Later that year, Wings flew to Nigeria to record Band on the Run, by which time McCartney had fleshed out a few more lines. The painter wakes in the middle of the night and sings that he’s waiting. Either he’s waiting for death, or he’s already died and waiting for his wife on the other side to join him. Recently, McCartney had suffered the near-death experience of a bronchial spasm due to smoking and was told by his doctor to cut back on cigarettes, so perhaps that helped him relate to Picasso’s words.
Cream’s drummer Ginger Baker had a studio in a Lagos suburb called Ikeja and was pushing for McCartney to do the whole album there. McCartney didn’t want to but agreed to do “Picasso’s Last Words” at Baker’s place. Baker and some additional people from the studio filled some cans with gravel and shook them for percussion.

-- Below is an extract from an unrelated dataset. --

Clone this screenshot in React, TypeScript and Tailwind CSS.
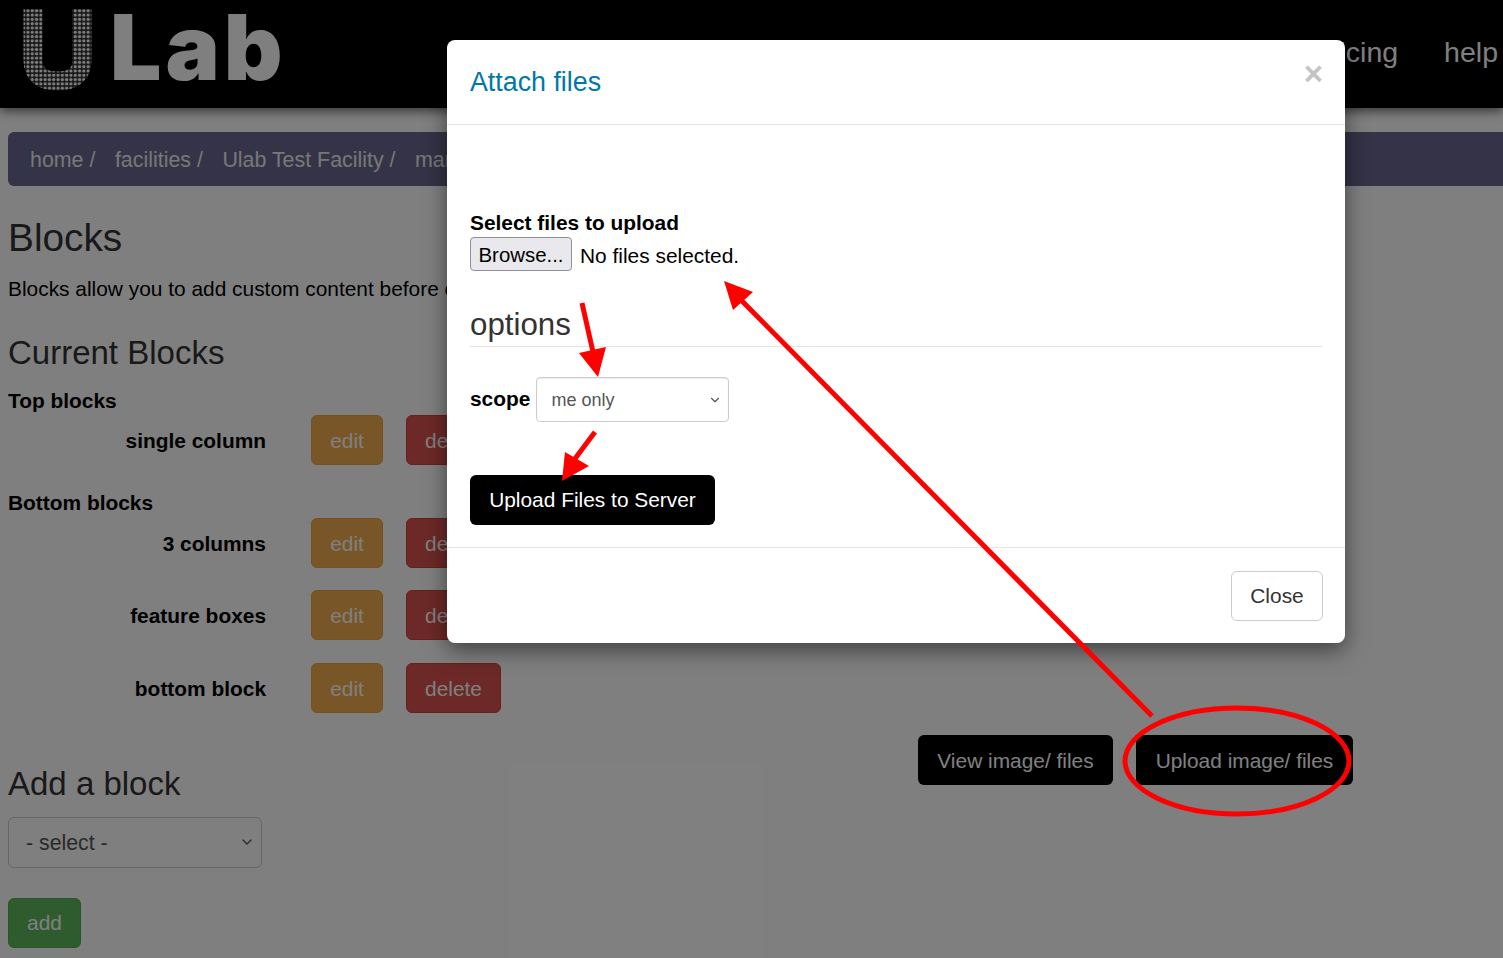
import { ChevronDown } from "lucide-react";

const topBlocks = ["single column"];
const bottomBlocks = [
  { name: "3 columns", cls: "mt-[1px]" },
  { name: "feature boxes", cls: "mt-[22px]" },
  { name: "bottom block", cls: "mt-[23px]" },
];

function BlockRow({ name, className = "" }: { name: string; className?: string }) {
  return (
    <div className={`flex items-center ${className}`}>
      <div className="w-[258px] text-right font-bold">{name}</div>
      <button className="ml-[45px] h-[50px] w-[72px] rounded-[6px] border border-[#eea236] bg-[#f0ad4e] text-white">edit</button>
      <button className="ml-[23px] h-[50px] w-[95px] rounded-[6px] border border-[#d43f3a] bg-[#d9534f] text-white">delete</button>
    </div>
  );
}

function Logo() {
  return (
    <div className="flex h-[108px] items-start overflow-hidden">
      <svg width="100" height="108" viewBox="0 0 100 108" className="shrink-0">
        <defs>
          <pattern id="dots" width="4.300" height="4.300" patternUnits="userSpaceOnUse">
            <rect width="4.300" height="4.300" fill="#333" />
            <circle cx="2.150" cy="2.150" r="1.600" fill="#fff" />
          </pattern>
        </defs>
        <path d="M33 9V60Q33 81 57.500 81Q82 81 82 60V9" fill="none" stroke="url(#dots)" strokeWidth="19" />
      </svg>
      <span className="ml-[10px] text-[91px] leading-[94px] font-black tracking-[4px] text-white [font-family:Inter,sans-serif]">Lab</span>
    </div>
  );
}

export default function App() {
  return (
    <div className="relative h-[958px] overflow-hidden bg-white text-[20.900px] leading-[29px] text-black [font-family:'Liberation_Sans',Arial,sans-serif]">
      <header className="flex h-[108px] items-start justify-between bg-black pr-[5px] shadow-[0_3px_10px_rgba(0,0,0,0.6)]">
        <Logo />
        <nav className="mt-[32px] flex gap-[46px] text-[28.500px] leading-[40px] text-white">
          <span>pricing</span>
          <span>help</span>
        </nav>
      </header>

      <main className="px-2">
        <div className="mt-6 flex h-[54px] w-[1600px] items-center gap-[19.500px] rounded-[6px] bg-[#68668e] px-[22px] pt-[2px] text-[21.400px] text-[#eee]">
          <span>home /</span>
          <span>facilities /</span>
          <span>Ulab Test Facility /</span>
          <span>manage blocks</span>
        </div>

        <h1 className="mt-[29px] text-[38.800px] leading-[46px] font-normal text-[#333]">Blocks</h1>
        <p className="mt-[13px]">Blocks allow you to add custom content before or after the main content of a page.</p>

        <h2 className="mt-[30px] text-[33px] leading-[40px] text-[#333]">Current Blocks</h2>
        <h3 className="mt-[13px] font-bold">Top blocks</h3>
        {topBlocks.map((name) => (
          <BlockRow key={name} name={name} />
        ))}
        <h3 className="mt-[23px] font-bold">Bottom blocks</h3>
        {bottomBlocks.map((b) => (
          <BlockRow key={b.name} name={b.name} className={b.cls} />
        ))}

        <div className="mt-[22px] flex justify-end gap-[23px] pr-[142px]">
          <button className="h-[50px] w-[195px] rounded-[6px] bg-black text-white">View image/ files</button>
          <button className="h-[50px] w-[217px] rounded-[6px] bg-black text-white">Upload image/ files</button>
        </div>

        <h2 className="mt-[-21px] text-[33px] leading-[40px] text-[#333]">Add a block</h2>
        <div className="relative mt-[13px] w-[254px]">
          <select className="h-[51px] w-full appearance-none rounded-[6px] border border-[#ccc] bg-white pl-[17px] pt-[2px] text-[21.300px] text-[#555]">
            <option>- select -</option>
          </select>
          <ChevronDown className="absolute right-[7px] top-[17px] h-4 w-4 text-[#555]" />
        </div>
        <button className="mt-[30px] h-[50px] w-[73px] rounded-[6px] border border-[#4cae4c] bg-[#5cb85c] pb-[2px] text-white">add</button>
      </main>

      {/* backdrop */}
      <div className="absolute inset-0 bg-black/50" />

      {/* modal */}
      <div className="absolute left-[447px] top-[40px] h-[603px] w-[898px] rounded-[8px] bg-white shadow-[0_7px_22px_rgba(0,0,0,0.5)]">
        <div className="relative h-[85px] border-b border-[#e5e5e5] px-[23px] pt-[25px]">
          <h4 className="text-[26.800px] leading-[34px] text-[#0077aa]">Attach files</h4>
          <span className="absolute right-[22px] top-[14px] text-[33px] leading-[40px] font-bold text-[#c4c4c4]">×</span>
        </div>

        <div className="h-[422px] px-[23px] pt-[83px]">
          <label className="block font-bold leading-[29px]">Select files to upload</label>
          <div className="flex items-center">
            <button className="h-[34px] w-[102px] rounded-[4px] border border-[#8f8f9d] bg-[#e9e9ed] pt-[3px] text-center text-[20.400px]">Browse...</button>
            <span className="ml-[8px] mt-[2px]">No files selected.</span>
          </div>
          <div className="mt-[33px] border-b border-[#e5e5e5] text-[31.300px] leading-[42px] text-[#333]">options</div>
          <div className="mt-[30px] flex items-center">
            <span className="mb-[3px] font-bold">scope</span>
            <div className="relative ml-[6px] w-[193px]">
              <select className="h-[45px] w-full appearance-none rounded-[4px] border border-[#ccc] bg-white pl-[14px] pt-[2px] text-[18px] text-[#555] shadow-[inset_0_1px_1px_rgba(0,0,0,0.08)]">
                <option>me only</option>
              </select>
              <ChevronDown className="absolute right-[7px] top-[16px] h-[14px] w-[14px] text-[#555]" />
            </div>
          </div>
          <button className="mt-[53px] block h-[50px] w-[245px] rounded-[6px] bg-black pb-[2px] text-white">Upload Files to Server</button>
        </div>

        <div className="flex justify-end border-t border-[#e5e5e5] px-[22px] pt-[23px]">
          <button className="h-[50px] w-[92px] rounded-[6px] border border-[#ccc] bg-white pb-[2px] text-[#333]">Close</button>
        </div>
      </div>

      {/* red annotations */}
      <svg className="pointer-events-none absolute left-0 top-0" width="1503" height="958" viewBox="0 0 1503 958">
        <ellipse cx="1237" cy="761" rx="112" ry="53" fill="none" stroke="#ff0000" strokeWidth="5" />
        <path d="M1152 716L742 301" stroke="#ff0000" strokeWidth="5" fill="none" />
        <polygon points="724,281 753,292 733,310" fill="#ff0000" />
        <path d="M582 303L593 352" stroke="#ff0000" strokeWidth="5" fill="none" />
        <polygon points="579,353 606,347 598,377" fill="#ff0000" />
        <path d="M595 432L574 460" stroke="#ff0000" strokeWidth="5" fill="none" />
        <polygon points="565,452 589,466 562,481" fill="#ff0000" />
      </svg>
    </div>
  );
}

With his technique called cubism, Picasso would paint an object by breaking it up and showing different viewpoints of the object randomly recombined on the same plane, transforming something representational into something abstract. As quoted in Paul Gambaccini’s Paul McCartney: In His Own Words, McCartney said, “We started off doing [the song] straight. Then we thought, Picasso was kind of far out in his pictures, he’d done all these different kinds of things, fragmented, cubism, and the whole bit. I thought it would be nice to get a track a bit like that, put it through different moods, cut it up, edit it, mess around with it—like he used to do with his pictures. You see the old films of him painting, he paints it once and if he doesn’t like it he paints it again, right on top of it, and by about twenty-five times he’s got this picture … We were just making it up as we went along. We didn’t have any big concept of it in mind at all. I just thought, we’ll mess it up, keep messing it up until it sounds good, like Picasso did, with the instinctive knowledge you’ve got.”
Along with a drunken chorus singing “Drink to Me,” McCartney mixed tempo changes with echoes of other songs from the Band on the Run album — the “Jet” refrain and the “Ho Hey Ho” bit from “Mrs. Vandebilt.” A Frenchman from a tourist service offers to send free travel guides. The highlight of the collage is the “Sound of Philadelphia”/proto-disco string arrangement by Tony Visconti.